-- DATA start --
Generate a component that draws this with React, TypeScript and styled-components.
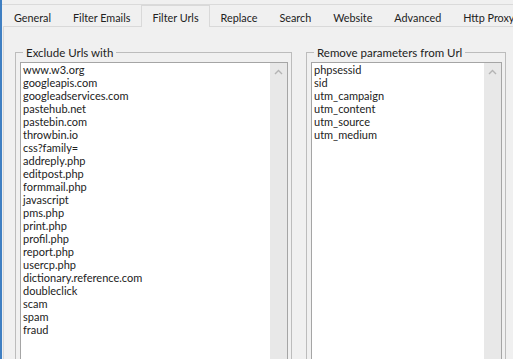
import styled, { createGlobalStyle } from "styled-components";

const GlobalStyle = createGlobalStyle`
  html, body {
    margin: 0;
    padding: 0;
    background: #f0f0f0;
  }
  body {
    font-family: Lato, "Open Sans", sans-serif;
    font-size: 11px;
    color: #222;
  }
`;

const tabs = [
  "General",
  "Filter Emails",
  "Filter Urls",
  "Replace",
  "Search",
  "Website",
  "Advanced",
  "Http Proxy",
];

const excludeUrls = [
  "www.w3.org",
  "googleapis.com",
  "googleadservices.com",
  "pastehub.net",
  "pastebin.com",
  "throwbin.io",
  "css?family=",
  "addreply.php",
  "editpost.php",
  "formmail.php",
  "javascript",
  "pms.php",
  "print.php",
  "profil.php",
  "report.php",
  "usercp.php",
  "dictionary.reference.com",
  "doubleclick",
  "scam",
  "spam",
  "fraud",
];

const removeParams = [
  "phpsessid",
  "sid",
  "utm_campaign",
  "utm_content",
  "utm_source",
  "utm_medium",
];

const Window = styled.div`
  width: 511px;
  height: 359px;
  overflow: hidden;
  border-left: 2px solid #3f7fc2;
  display: flex;
  flex-direction: column;
`;

const TabStrip = styled.div`
  margin-top: 4px;
  border-top: 1px solid #dadada;
  height: 23px;
  padding-left: 1px;
  display: flex;
  align-items: flex-end;
  white-space: nowrap;
`;

const Tab = styled.div<{ $active?: boolean }>`
  flex: none;
  line-height: 19px;
  font-size: 10.8px;
  padding: 2px 10px 0;
  box-sizing: border-box;
  border: 1px solid ${(p) => (p.$active ? "#d9d9d9" : "transparent")};
  border-bottom: none;
  margin-bottom: ${(p) => (p.$active ? "-1px" : "0")};
  height: ${(p) => (p.$active ? "22px" : "21px")};
  background: #f0f0f0;
  position: relative;
  z-index: ${(p) => (p.$active ? 1 : 0)};
`;

const Page = styled.div`
  flex: 1;
  margin-left: 1px;
  border-top: 1px solid #d9d9d9;
  border-left: 1px solid #d9d9d9;
  padding: 18px 0 0 11px;
  display: flex;
  gap: 14px;
  align-items: flex-start;
`;

const Group = styled.fieldset<{ $width: number }>`
  margin: 0;
  width: ${(p) => p.$width}px;
  box-sizing: border-box;
  border: 1px solid #bcbcbc;
  padding: 2px 3px 0 4px;
  min-width: 0;
`;

const Legend = styled.legend`
  margin-left: 3px;
  padding: 0 3px;
  line-height: 15px;
  font-size: 11.5px;
  color: #222;
`;

const ListBox = styled.div`
  height: 320px;
  border: 1px solid #a5a5a5;
  background: #fff;
  display: flex;
`;

const Items = styled.div`
  flex: 1;
  padding-left: 2px;
  min-width: 0;
`;

const Item = styled.div`
  height: 13px;
  line-height: 13px;
  white-space: nowrap;
`;

const ScrollBar = styled.div`
  flex: none;
  width: 17px;
  background: #e8e8e8;
  display: flex;
  justify-content: center;
  padding-top: 6px;
  box-sizing: border-box;
`;

function UpArrow() {
  return (
    <svg width="9" height="6" viewBox="0 0 9 6">
      <path d="M1 5 L4.5 1.5 L8 5" fill="none" stroke="#b4b4b4" strokeWidth="1.4" />
    </svg>
  );
}

function List({ items }: { items: string[] }) {
  return (
    <ListBox>
      <Items>
        {items.map((item) => (
          <Item key={item}>{item}</Item>
        ))}
      </Items>
      <ScrollBar>
        <UpArrow />
      </ScrollBar>
    </ListBox>
  );
}

export default function App() {
  return (
    <>
      <GlobalStyle />
      <Window>
        <TabStrip>
          {tabs.map((t) => (
            <Tab key={t} $active={t === "Filter Urls"}>
              {t}
            </Tab>
          ))}
        </TabStrip>
        <Page>
          <Group $width={277}>
            <Legend>Exclude Urls with</Legend>
            <List items={excludeUrls} />
          </Group>
          <Group $width={200}>
            <Legend>Remove parameters from Url</Legend>
            <List items={removeParams} />
          </Group>
        </Page>
      </Window>
    </>
  );
}
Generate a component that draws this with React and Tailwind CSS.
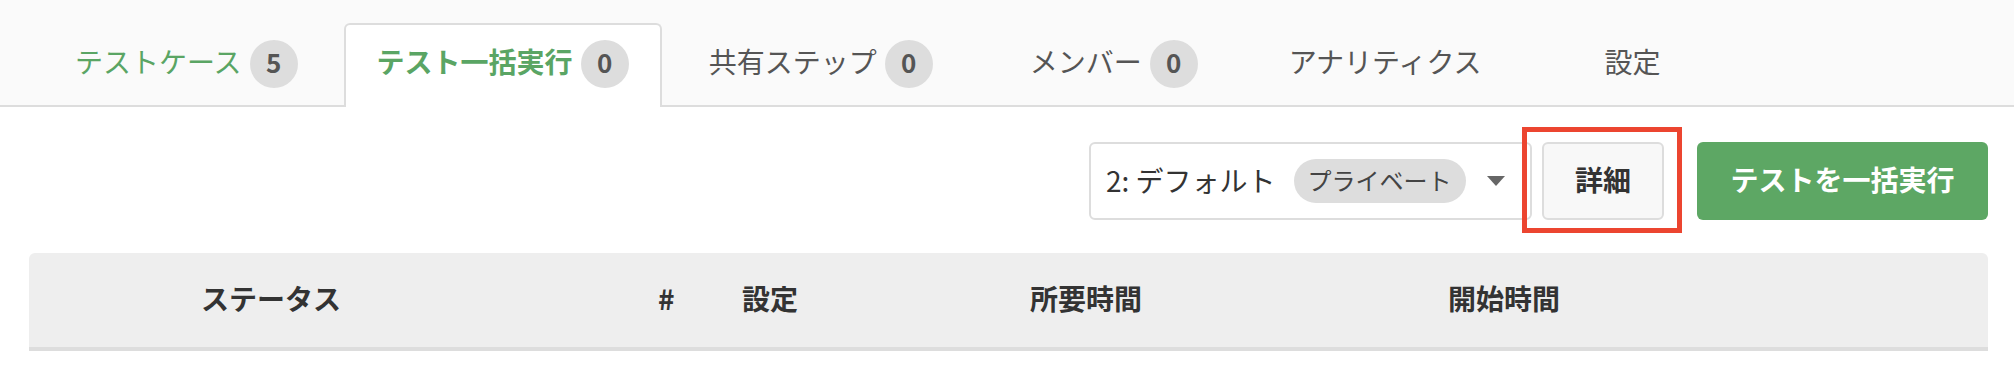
-- DATA end --
- **PROBLEM STATEMENT**: With the pictures left out, transcribe the material exactly.

- **RESULT FOR THIS EXERCISE**:
Generate a component that draws this with React, TypeScript and styled-components.
import styled, { createGlobalStyle } from "styled-components";

const GlobalStyle = createGlobalStyle`
  html, body {
    margin: 0;
    padding: 0;
    background: #f0f0f0;
  }
  body {
    font-family: Lato, "Open Sans", sans-serif;
    font-size: 11px;
    color: #222;
  }
`;

const tabs = [
  "General",
  "Filter Emails",
  "Filter Urls",
  "Replace",
  "Search",
  "Website",
  "Advanced",
  "Http Proxy",
];

const excludeUrls = [
  "www.w3.org",
  "googleapis.com",
  "googleadservices.com",
  "pastehub.net",
  "pastebin.com",
  "throwbin.io",
  "css?family=",
  "addreply.php",
  "editpost.php",
  "formmail.php",
  "javascript",
  "pms.php",
  "print.php",
  "profil.php",
  "report.php",
  "usercp.php",
  "dictionary.reference.com",
  "doubleclick",
  "scam",
  "spam",
  "fraud",
];

const removeParams = [
  "phpsessid",
  "sid",
  "utm_campaign",
  "utm_content",
  "utm_source",
  "utm_medium",
];

const Window = styled.div`
  width: 511px;
  height: 359px;
  overflow: hidden;
  border-left: 2px solid #3f7fc2;
  display: flex;
  flex-direction: column;
`;

const TabStrip = styled.div`
  margin-top: 4px;
  border-top: 1px solid #dadada;
  height: 23px;
  padding-left: 1px;
  display: flex;
  align-items: flex-end;
  white-space: nowrap;
`;

const Tab = styled.div<{ $active?: boolean }>`
  flex: none;
  line-height: 19px;
  font-size: 10.8px;
  padding: 2px 10px 0;
  box-sizing: border-box;
  border: 1px solid ${(p) => (p.$active ? "#d9d9d9" : "transparent")};
  border-bottom: none;
  margin-bottom: ${(p) => (p.$active ? "-1px" : "0")};
  height: ${(p) => (p.$active ? "22px" : "21px")};
  background: #f0f0f0;
  position: relative;
  z-index: ${(p) => (p.$active ? 1 : 0)};
`;

const Page = styled.div`
  flex: 1;
  margin-left: 1px;
  border-top: 1px solid #d9d9d9;
  border-left: 1px solid #d9d9d9;
  padding: 18px 0 0 11px;
  display: flex;
  gap: 14px;
  align-items: flex-start;
`;

const Group = styled.fieldset<{ $width: number }>`
  margin: 0;
  width: ${(p) => p.$width}px;
  box-sizing: border-box;
  border: 1px solid #bcbcbc;
  padding: 2px 3px 0 4px;
  min-width: 0;
`;

const Legend = styled.legend`
  margin-left: 3px;
  padding: 0 3px;
  line-height: 15px;
  font-size: 11.5px;
  color: #222;
`;

const ListBox = styled.div`
  height: 320px;
  border: 1px solid #a5a5a5;
  background: #fff;
  display: flex;
`;

const Items = styled.div`
  flex: 1;
  padding-left: 2px;
  min-width: 0;
`;

const Item = styled.div`
  height: 13px;
  line-height: 13px;
  white-space: nowrap;
`;

const ScrollBar = styled.div`
  flex: none;
  width: 17px;
  background: #e8e8e8;
  display: flex;
  justify-content: center;
  padding-top: 6px;
  box-sizing: border-box;
`;

function UpArrow() {
  return (
    <svg width="9" height="6" viewBox="0 0 9 6">
      <path d="M1 5 L4.5 1.5 L8 5" fill="none" stroke="#b4b4b4" strokeWidth="1.4" />
    </svg>
  );
}

function List({ items }: { items: string[] }) {
  return (
    <ListBox>
      <Items>
        {items.map((item) => (
          <Item key={item}>{item}</Item>
        ))}
      </Items>
      <ScrollBar>
        <UpArrow />
      </ScrollBar>
    </ListBox>
  );
}

export default function App() {
  return (
    <>
      <GlobalStyle />
      <Window>
        <TabStrip>
          {tabs.map((t) => (
            <Tab key={t} $active={t === "Filter Urls"}>
              {t}
            </Tab>
          ))}
        </TabStrip>
        <Page>
          <Group $width={277}>
            <Legend>Exclude Urls with</Legend>
            <List items={excludeUrls} />
          </Group>
          <Group $width={200}>
            <Legend>Remove parameters from Url</Legend>
            <List items={removeParams} />
          </Group>
        </Page>
      </Window>
    </>
  );
}
Generate a component that draws this with React and Tailwind CSS.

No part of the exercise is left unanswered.